Scottish devolution from the United Kingdom is a topic I have watched very closely since graduate school. While my personal opinion is that the better fiscal outcome for Scotland would be to stay within the union, I also see that socially a break from the crown would be beneficial to the Scots emotionally.
It seems leaving would mean financial suicide for the small country. Oil in North Sea will not provide enough revenue to cover all the needs of society and government. More taxation will be difficult to assess. And being somewhat remote makes it difficult to find enough foreign investment to bring new sources of revenue. As mentioned in the article, money is flowing from London to the highlands disproportionately, and cutting that flow will bring some misery to a public that is somewhat dependent on public aid due to a less-than-stellar economy. Remaining with the union is likely the best answer.

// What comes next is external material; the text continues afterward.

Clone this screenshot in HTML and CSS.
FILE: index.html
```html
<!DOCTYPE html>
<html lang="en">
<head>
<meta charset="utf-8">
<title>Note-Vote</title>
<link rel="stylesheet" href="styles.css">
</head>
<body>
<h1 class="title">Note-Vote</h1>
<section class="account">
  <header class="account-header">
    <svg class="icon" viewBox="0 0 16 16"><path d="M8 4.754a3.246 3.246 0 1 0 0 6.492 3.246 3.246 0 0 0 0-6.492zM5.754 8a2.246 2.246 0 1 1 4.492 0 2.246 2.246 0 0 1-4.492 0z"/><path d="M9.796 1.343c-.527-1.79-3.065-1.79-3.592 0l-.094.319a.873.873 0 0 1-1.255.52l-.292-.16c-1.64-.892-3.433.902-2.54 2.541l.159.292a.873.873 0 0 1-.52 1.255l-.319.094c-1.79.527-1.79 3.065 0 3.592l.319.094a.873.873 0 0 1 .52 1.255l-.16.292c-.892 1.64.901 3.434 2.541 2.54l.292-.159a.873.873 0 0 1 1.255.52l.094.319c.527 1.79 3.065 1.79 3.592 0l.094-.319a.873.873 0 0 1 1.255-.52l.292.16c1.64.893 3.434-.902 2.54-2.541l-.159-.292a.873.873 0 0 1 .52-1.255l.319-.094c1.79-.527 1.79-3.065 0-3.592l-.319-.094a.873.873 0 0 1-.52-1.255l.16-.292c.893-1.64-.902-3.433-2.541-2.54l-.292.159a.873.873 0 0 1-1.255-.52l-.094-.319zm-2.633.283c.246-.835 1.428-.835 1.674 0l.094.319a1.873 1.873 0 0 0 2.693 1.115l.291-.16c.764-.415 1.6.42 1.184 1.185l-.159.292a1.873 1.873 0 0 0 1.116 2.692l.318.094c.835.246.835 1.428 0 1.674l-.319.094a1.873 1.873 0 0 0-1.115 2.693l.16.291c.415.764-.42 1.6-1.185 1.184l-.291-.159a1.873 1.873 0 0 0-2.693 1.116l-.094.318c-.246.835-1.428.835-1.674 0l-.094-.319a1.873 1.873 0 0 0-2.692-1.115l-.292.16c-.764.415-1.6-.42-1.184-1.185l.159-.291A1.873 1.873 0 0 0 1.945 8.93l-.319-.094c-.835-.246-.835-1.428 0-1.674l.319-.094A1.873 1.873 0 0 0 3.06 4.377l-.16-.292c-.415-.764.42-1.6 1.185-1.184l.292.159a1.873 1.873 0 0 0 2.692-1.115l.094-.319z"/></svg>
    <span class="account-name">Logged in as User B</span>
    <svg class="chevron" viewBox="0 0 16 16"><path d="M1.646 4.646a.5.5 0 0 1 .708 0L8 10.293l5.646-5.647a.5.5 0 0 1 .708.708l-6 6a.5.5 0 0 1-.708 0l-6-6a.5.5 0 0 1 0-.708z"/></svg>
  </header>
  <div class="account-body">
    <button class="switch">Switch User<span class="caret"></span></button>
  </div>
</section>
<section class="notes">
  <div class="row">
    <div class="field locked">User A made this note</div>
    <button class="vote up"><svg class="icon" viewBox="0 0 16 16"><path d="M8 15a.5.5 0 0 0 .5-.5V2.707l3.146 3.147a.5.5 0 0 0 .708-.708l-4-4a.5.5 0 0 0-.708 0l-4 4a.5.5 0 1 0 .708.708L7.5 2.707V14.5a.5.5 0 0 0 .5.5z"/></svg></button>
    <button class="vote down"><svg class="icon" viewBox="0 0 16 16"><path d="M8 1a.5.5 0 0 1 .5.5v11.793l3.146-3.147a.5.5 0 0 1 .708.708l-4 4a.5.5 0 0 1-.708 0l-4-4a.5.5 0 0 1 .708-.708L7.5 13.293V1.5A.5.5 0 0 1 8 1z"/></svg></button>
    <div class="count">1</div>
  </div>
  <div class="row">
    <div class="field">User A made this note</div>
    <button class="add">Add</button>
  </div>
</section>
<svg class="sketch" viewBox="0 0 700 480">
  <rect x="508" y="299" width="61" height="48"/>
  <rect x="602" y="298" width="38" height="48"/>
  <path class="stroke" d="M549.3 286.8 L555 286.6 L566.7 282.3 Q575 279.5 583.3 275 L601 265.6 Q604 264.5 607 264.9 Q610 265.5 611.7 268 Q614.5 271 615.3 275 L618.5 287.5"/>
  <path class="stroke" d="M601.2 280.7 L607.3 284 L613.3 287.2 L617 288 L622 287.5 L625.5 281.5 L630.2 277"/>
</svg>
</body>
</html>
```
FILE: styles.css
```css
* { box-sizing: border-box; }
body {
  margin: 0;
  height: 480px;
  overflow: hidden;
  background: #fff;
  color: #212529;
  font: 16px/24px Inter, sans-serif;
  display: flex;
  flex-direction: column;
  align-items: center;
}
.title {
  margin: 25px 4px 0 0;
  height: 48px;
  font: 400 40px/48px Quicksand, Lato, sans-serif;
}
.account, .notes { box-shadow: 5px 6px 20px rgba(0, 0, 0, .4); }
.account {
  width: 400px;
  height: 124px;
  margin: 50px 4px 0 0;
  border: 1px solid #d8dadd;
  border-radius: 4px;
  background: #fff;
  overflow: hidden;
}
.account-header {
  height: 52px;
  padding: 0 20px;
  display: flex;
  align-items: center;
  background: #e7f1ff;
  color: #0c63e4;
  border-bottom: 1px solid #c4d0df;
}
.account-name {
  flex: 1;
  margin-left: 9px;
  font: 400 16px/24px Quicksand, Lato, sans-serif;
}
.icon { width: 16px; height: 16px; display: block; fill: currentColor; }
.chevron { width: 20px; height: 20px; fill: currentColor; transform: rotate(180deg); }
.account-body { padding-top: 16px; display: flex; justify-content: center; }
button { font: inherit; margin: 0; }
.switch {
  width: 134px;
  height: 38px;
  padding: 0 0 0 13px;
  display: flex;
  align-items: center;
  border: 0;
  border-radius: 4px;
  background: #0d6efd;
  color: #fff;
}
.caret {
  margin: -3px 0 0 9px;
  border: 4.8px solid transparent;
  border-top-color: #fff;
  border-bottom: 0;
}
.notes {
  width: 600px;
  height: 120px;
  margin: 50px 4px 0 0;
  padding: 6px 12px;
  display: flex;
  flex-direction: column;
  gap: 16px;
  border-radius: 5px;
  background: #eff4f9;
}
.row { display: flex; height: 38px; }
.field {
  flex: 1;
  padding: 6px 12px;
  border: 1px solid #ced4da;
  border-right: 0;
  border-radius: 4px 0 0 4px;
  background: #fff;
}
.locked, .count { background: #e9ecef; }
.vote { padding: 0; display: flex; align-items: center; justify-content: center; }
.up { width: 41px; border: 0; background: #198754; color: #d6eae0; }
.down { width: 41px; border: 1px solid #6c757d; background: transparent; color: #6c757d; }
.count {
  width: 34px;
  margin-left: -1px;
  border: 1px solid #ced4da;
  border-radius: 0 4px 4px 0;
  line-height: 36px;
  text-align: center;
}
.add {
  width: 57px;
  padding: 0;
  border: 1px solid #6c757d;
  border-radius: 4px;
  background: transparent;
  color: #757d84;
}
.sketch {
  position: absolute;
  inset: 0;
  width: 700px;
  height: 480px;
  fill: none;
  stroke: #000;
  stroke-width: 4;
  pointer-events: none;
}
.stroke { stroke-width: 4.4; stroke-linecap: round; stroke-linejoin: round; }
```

But, as an American, I can see similarities in the pro-secessionist argument to our own revolutionary leaders. Financially the people feel as though they are being treated unfairly and do not gain from many of the social programs available and may be taxed too much. They also feel they are woefully under-represented In government, causing the fiscal issues above. To gain control of their own destiny would certainly add a new sense of being a Scot, one that may have existed centuries ago but has since been snuffed out by the union. Socially, the new freedom may result in a renewed sense of purpose.
The real question remains though, will that independence bring real financial and social change? Or, will it result in the end of Scotland as we know it? The public seems to be in favor of staying put, at least for now. But, will the ever-present, underlying desire for freedom that seems to be part of the Scottish DNA keep tugging at their very souls leaving them in a continual social struggle for independence? This vote in September will likely not be the end of the discussion.